=== Given instruction ===
Quote each line of the material verbatim, without the pictures.

--- Records to use ---

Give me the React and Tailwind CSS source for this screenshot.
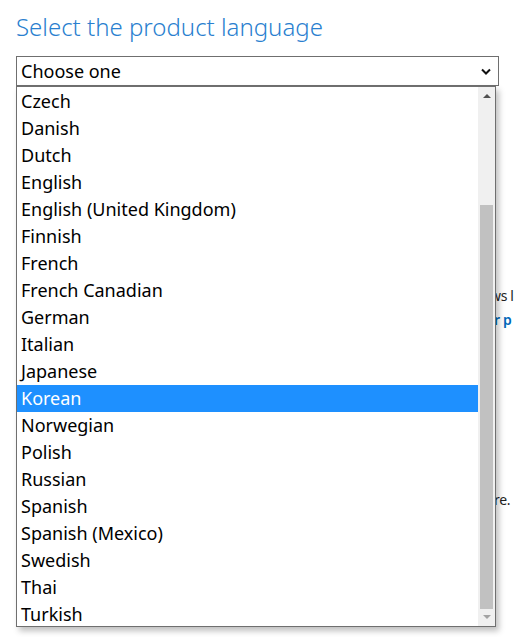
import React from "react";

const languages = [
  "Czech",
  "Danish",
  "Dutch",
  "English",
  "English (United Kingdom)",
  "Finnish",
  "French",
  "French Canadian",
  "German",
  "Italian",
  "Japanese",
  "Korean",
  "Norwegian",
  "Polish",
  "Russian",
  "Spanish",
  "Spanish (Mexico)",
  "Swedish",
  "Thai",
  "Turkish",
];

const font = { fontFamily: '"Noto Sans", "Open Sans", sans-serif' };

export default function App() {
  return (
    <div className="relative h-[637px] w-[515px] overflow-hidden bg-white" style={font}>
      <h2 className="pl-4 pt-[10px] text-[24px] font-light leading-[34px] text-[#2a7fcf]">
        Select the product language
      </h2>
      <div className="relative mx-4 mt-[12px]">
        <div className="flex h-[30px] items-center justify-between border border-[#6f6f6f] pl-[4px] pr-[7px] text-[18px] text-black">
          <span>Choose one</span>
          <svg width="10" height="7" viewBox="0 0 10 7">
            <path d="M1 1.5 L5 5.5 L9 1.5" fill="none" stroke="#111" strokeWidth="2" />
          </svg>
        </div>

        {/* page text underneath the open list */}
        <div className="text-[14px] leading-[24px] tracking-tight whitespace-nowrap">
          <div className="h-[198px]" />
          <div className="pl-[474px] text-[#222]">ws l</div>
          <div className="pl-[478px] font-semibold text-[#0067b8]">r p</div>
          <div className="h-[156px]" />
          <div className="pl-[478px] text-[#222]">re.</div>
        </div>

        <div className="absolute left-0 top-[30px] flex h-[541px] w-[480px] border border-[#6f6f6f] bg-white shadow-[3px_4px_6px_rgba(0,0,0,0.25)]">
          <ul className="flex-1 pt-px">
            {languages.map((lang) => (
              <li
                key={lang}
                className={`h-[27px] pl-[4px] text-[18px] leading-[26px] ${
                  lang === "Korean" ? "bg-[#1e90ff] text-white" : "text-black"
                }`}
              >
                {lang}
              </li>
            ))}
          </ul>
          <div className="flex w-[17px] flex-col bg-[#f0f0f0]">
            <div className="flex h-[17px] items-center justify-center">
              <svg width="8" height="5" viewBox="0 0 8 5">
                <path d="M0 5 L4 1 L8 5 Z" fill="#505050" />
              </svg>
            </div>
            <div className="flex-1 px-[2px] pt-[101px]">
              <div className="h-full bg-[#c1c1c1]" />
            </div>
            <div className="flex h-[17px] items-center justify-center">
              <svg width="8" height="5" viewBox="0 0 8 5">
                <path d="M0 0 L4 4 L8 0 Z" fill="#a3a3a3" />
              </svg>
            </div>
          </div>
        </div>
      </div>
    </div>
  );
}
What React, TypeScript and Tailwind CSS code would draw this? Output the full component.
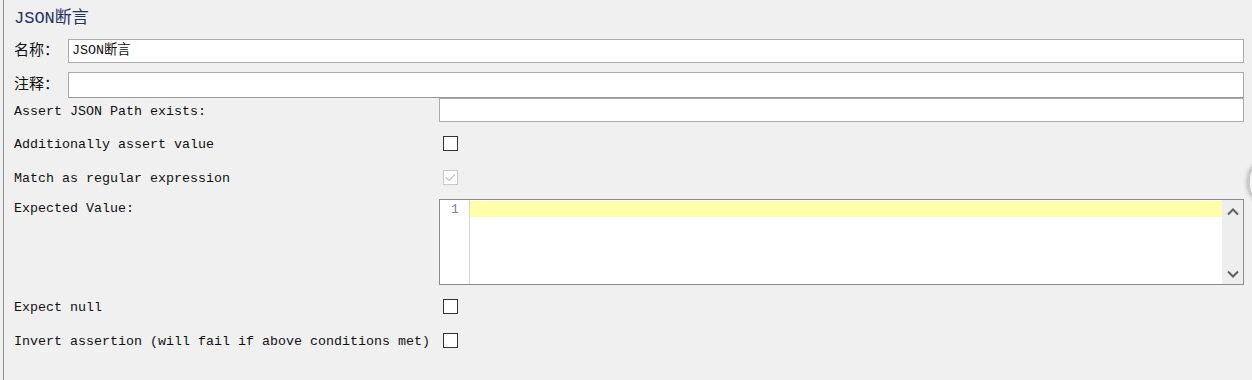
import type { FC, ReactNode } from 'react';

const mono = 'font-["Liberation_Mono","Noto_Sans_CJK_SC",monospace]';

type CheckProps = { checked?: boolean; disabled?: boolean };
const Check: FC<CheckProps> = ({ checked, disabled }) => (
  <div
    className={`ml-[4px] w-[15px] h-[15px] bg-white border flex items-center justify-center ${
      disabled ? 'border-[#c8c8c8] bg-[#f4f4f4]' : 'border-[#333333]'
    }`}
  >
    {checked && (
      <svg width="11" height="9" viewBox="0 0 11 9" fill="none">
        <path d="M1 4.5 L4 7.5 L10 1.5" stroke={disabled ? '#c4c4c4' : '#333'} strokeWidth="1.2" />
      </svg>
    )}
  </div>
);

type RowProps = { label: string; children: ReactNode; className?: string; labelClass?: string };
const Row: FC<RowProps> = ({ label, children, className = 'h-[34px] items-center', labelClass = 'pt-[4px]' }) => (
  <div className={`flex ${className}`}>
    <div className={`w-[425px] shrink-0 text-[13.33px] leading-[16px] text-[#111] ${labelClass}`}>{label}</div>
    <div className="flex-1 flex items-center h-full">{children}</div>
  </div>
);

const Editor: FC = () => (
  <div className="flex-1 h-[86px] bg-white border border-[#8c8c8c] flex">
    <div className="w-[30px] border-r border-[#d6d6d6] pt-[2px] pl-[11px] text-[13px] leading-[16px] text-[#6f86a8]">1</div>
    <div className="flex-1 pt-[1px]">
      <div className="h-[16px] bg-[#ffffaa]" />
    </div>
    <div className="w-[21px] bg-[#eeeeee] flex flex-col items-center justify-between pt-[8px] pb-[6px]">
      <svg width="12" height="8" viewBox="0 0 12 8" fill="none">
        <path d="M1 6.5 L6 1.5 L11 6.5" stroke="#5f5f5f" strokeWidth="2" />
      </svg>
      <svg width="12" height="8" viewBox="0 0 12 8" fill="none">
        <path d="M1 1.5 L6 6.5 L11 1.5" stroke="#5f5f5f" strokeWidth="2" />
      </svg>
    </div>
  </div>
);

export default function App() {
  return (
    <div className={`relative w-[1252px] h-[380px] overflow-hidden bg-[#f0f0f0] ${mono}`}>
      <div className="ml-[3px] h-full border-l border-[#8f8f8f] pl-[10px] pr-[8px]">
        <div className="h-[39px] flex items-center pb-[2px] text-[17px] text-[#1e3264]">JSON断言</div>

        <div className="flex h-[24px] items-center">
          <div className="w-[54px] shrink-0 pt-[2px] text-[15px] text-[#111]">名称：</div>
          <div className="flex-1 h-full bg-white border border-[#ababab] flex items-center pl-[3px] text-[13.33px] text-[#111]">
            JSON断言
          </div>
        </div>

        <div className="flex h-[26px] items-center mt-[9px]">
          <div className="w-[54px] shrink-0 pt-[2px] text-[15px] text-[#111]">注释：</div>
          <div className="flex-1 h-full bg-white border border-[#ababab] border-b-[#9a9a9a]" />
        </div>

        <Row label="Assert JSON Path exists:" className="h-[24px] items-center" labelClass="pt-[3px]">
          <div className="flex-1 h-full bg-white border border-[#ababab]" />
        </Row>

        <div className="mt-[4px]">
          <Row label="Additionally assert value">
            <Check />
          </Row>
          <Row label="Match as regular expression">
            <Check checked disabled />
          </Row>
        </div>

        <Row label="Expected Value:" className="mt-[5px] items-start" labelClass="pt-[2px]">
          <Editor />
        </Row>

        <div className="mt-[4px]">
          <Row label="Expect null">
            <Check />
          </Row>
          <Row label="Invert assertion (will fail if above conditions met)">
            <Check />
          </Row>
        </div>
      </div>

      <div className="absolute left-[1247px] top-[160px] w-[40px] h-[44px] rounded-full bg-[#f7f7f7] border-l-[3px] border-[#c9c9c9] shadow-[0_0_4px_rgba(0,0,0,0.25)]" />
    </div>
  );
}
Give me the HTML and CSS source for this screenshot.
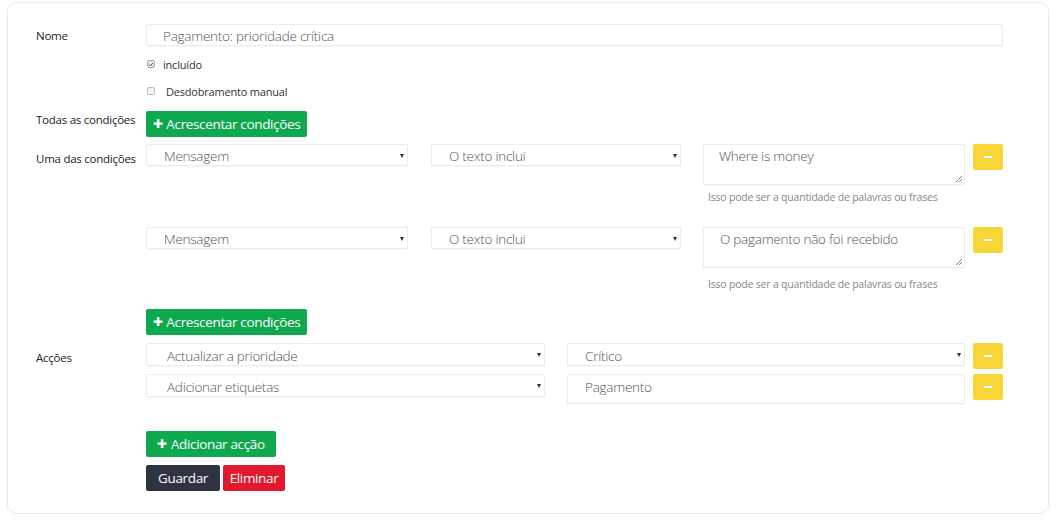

---

=== Reply to the exercise ===
Give me the React and Tailwind CSS source for this screenshot.
import React from "react";

const languages = [
  "Czech",
  "Danish",
  "Dutch",
  "English",
  "English (United Kingdom)",
  "Finnish",
  "French",
  "French Canadian",
  "German",
  "Italian",
  "Japanese",
  "Korean",
  "Norwegian",
  "Polish",
  "Russian",
  "Spanish",
  "Spanish (Mexico)",
  "Swedish",
  "Thai",
  "Turkish",
];

const font = { fontFamily: '"Noto Sans", "Open Sans", sans-serif' };

export default function App() {
  return (
    <div className="relative h-[637px] w-[515px] overflow-hidden bg-white" style={font}>
      <h2 className="pl-4 pt-[10px] text-[24px] font-light leading-[34px] text-[#2a7fcf]">
        Select the product language
      </h2>
      <div className="relative mx-4 mt-[12px]">
        <div className="flex h-[30px] items-center justify-between border border-[#6f6f6f] pl-[4px] pr-[7px] text-[18px] text-black">
          <span>Choose one</span>
          <svg width="10" height="7" viewBox="0 0 10 7">
            <path d="M1 1.5 L5 5.5 L9 1.5" fill="none" stroke="#111" strokeWidth="2" />
          </svg>
        </div>

        {/* page text underneath the open list */}
        <div className="text-[14px] leading-[24px] tracking-tight whitespace-nowrap">
          <div className="h-[198px]" />
          <div className="pl-[474px] text-[#222]">ws l</div>
          <div className="pl-[478px] font-semibold text-[#0067b8]">r p</div>
          <div className="h-[156px]" />
          <div className="pl-[478px] text-[#222]">re.</div>
        </div>

        <div className="absolute left-0 top-[30px] flex h-[541px] w-[480px] border border-[#6f6f6f] bg-white shadow-[3px_4px_6px_rgba(0,0,0,0.25)]">
          <ul className="flex-1 pt-px">
            {languages.map((lang) => (
              <li
                key={lang}
                className={`h-[27px] pl-[4px] text-[18px] leading-[26px] ${
                  lang === "Korean" ? "bg-[#1e90ff] text-white" : "text-black"
                }`}
              >
                {lang}
              </li>
            ))}
          </ul>
          <div className="flex w-[17px] flex-col bg-[#f0f0f0]">
            <div className="flex h-[17px] items-center justify-center">
              <svg width="8" height="5" viewBox="0 0 8 5">
                <path d="M0 5 L4 1 L8 5 Z" fill="#505050" />
              </svg>
            </div>
            <div className="flex-1 px-[2px] pt-[101px]">
              <div className="h-full bg-[#c1c1c1]" />
            </div>
            <div className="flex h-[17px] items-center justify-center">
              <svg width="8" height="5" viewBox="0 0 8 5">
                <path d="M0 0 L4 4 L8 0 Z" fill="#a3a3a3" />
              </svg>
            </div>
          </div>
        </div>
      </div>
    </div>
  );
}
What React, TypeScript and Tailwind CSS code would draw this? Output the full component.
import type { FC, ReactNode } from 'react';

const mono = 'font-["Liberation_Mono","Noto_Sans_CJK_SC",monospace]';

type CheckProps = { checked?: boolean; disabled?: boolean };
const Check: FC<CheckProps> = ({ checked, disabled }) => (
  <div
    className={`ml-[4px] w-[15px] h-[15px] bg-white border flex items-center justify-center ${
      disabled ? 'border-[#c8c8c8] bg-[#f4f4f4]' : 'border-[#333333]'
    }`}
  >
    {checked && (
      <svg width="11" height="9" viewBox="0 0 11 9" fill="none">
        <path d="M1 4.5 L4 7.5 L10 1.5" stroke={disabled ? '#c4c4c4' : '#333'} strokeWidth="1.2" />
      </svg>
    )}
  </div>
);

type RowProps = { label: string; children: ReactNode; className?: string; labelClass?: string };
const Row: FC<RowProps> = ({ label, children, className = 'h-[34px] items-center', labelClass = 'pt-[4px]' }) => (
  <div className={`flex ${className}`}>
    <div className={`w-[425px] shrink-0 text-[13.33px] leading-[16px] text-[#111] ${labelClass}`}>{label}</div>
    <div className="flex-1 flex items-center h-full">{children}</div>
  </div>
);

const Editor: FC = () => (
  <div className="flex-1 h-[86px] bg-white border border-[#8c8c8c] flex">
    <div className="w-[30px] border-r border-[#d6d6d6] pt-[2px] pl-[11px] text-[13px] leading-[16px] text-[#6f86a8]">1</div>
    <div className="flex-1 pt-[1px]">
      <div className="h-[16px] bg-[#ffffaa]" />
    </div>
    <div className="w-[21px] bg-[#eeeeee] flex flex-col items-center justify-between pt-[8px] pb-[6px]">
      <svg width="12" height="8" viewBox="0 0 12 8" fill="none">
        <path d="M1 6.5 L6 1.5 L11 6.5" stroke="#5f5f5f" strokeWidth="2" />
      </svg>
      <svg width="12" height="8" viewBox="0 0 12 8" fill="none">
        <path d="M1 1.5 L6 6.5 L11 1.5" stroke="#5f5f5f" strokeWidth="2" />
      </svg>
    </div>
  </div>
);

export default function App() {
  return (
    <div className={`relative w-[1252px] h-[380px] overflow-hidden bg-[#f0f0f0] ${mono}`}>
      <div className="ml-[3px] h-full border-l border-[#8f8f8f] pl-[10px] pr-[8px]">
        <div className="h-[39px] flex items-center pb-[2px] text-[17px] text-[#1e3264]">JSON断言</div>

        <div className="flex h-[24px] items-center">
          <div className="w-[54px] shrink-0 pt-[2px] text-[15px] text-[#111]">名称：</div>
          <div className="flex-1 h-full bg-white border border-[#ababab] flex items-center pl-[3px] text-[13.33px] text-[#111]">
            JSON断言
          </div>
        </div>

        <div className="flex h-[26px] items-center mt-[9px]">
          <div className="w-[54px] shrink-0 pt-[2px] text-[15px] text-[#111]">注释：</div>
          <div className="flex-1 h-full bg-white border border-[#ababab] border-b-[#9a9a9a]" />
        </div>

        <Row label="Assert JSON Path exists:" className="h-[24px] items-center" labelClass="pt-[3px]">
          <div className="flex-1 h-full bg-white border border-[#ababab]" />
        </Row>

        <div className="mt-[4px]">
          <Row label="Additionally assert value">
            <Check />
          </Row>
          <Row label="Match as regular expression">
            <Check checked disabled />
          </Row>
        </div>

        <Row label="Expected Value:" className="mt-[5px] items-start" labelClass="pt-[2px]">
          <Editor />
        </Row>

        <div className="mt-[4px]">
          <Row label="Expect null">
            <Check />
          </Row>
          <Row label="Invert assertion (will fail if above conditions met)">
            <Check />
          </Row>
        </div>
      </div>

      <div className="absolute left-[1247px] top-[160px] w-[40px] h-[44px] rounded-full bg-[#f7f7f7] border-l-[3px] border-[#c9c9c9] shadow-[0_0_4px_rgba(0,0,0,0.25)]" />
    </div>
  );
}
Give me the HTML and CSS source for this screenshot.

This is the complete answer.